Verify traffic uses the root CA

Now that Istio is patched with the Gloo Mesh istiod-agent sidecar, you can verify that all of the service mesh traffic is secured by using the root CA that you generated for Vault in the previous steps.

One way is to check the root-cert.pem in the istio-ca-root-cert config map that Istio propagates for initial TLS connection. This following example checks the propagated root-cert.pem against the local certificate that you supplied to Vault in a previous step. Note: If you are using an existing Vault deployment, make sure to save the Vault root certificate as root-cert.pem file in your current directory before running the command.

If installed correctly, the output from the following command is empty.

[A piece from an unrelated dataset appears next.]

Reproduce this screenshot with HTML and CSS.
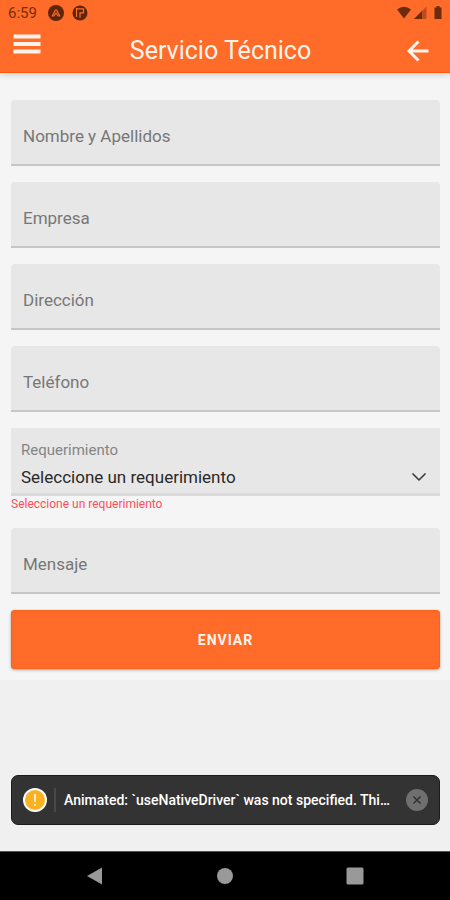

for cluster in ${REMOTE_CONTEXT1} ${REMOTE_CONTEXT2}; do
  kubectl --context="${cluster}" get cm -n bookinfo istio-ca-root-cert -ojson | jq -r  '.data["root-cert.pem"]' | diff root-cert.pem -
done

Rotating certificates for Istio workloads

When certificates are issued, pods that are managed by Istio must be restarted to ensure they pick up the new certificates. The certificate issuer creates a PodBounceDirective, which contains the namespaces and labels of the pods that must be restarted. For more information about how certificate rotation works in Istio, review the video series in this blog post.

Note: To avoid potential downtime for your apps in production, disable the PodBounceDirective feature. Then, control pod restarts in another way, such as a rolling update.

  1. Get your root trust policies.

    kubectl get roottrustpolicy --context ${MGMT_CONTEXT} -A
    
  2. In the root trust policy, set the autoRestartPods field to false.

    kubectl edit roottrustpolicy --context ${MGMT_CONTEXT} -n NAMESPACE ROOT_TRUST_POLICY
    
    apiVersion: admin.gloo.solo.io/v2
    kind: RootTrustPolicy
    metadata:
      name: north-south-gw
      namespace: gloo-mesh
    spec:
      config:
        autoRestartPods: false
        ...
    
  3. To ensure pods pick up the new certificates, restart the istiod pod in each remote cluster.

    kubectl --context {$REMOTE_CONTEXT} -n istio-system patch deployment istiod \
        -p "{\"spec\":{\"template\":{\"metadata\":{\"labels\":{\"date\":\"`date +'%s'`\"}}}}}"
    
  4. Restart your app pods that are managed by Istio, such as by using a rolling update strategy.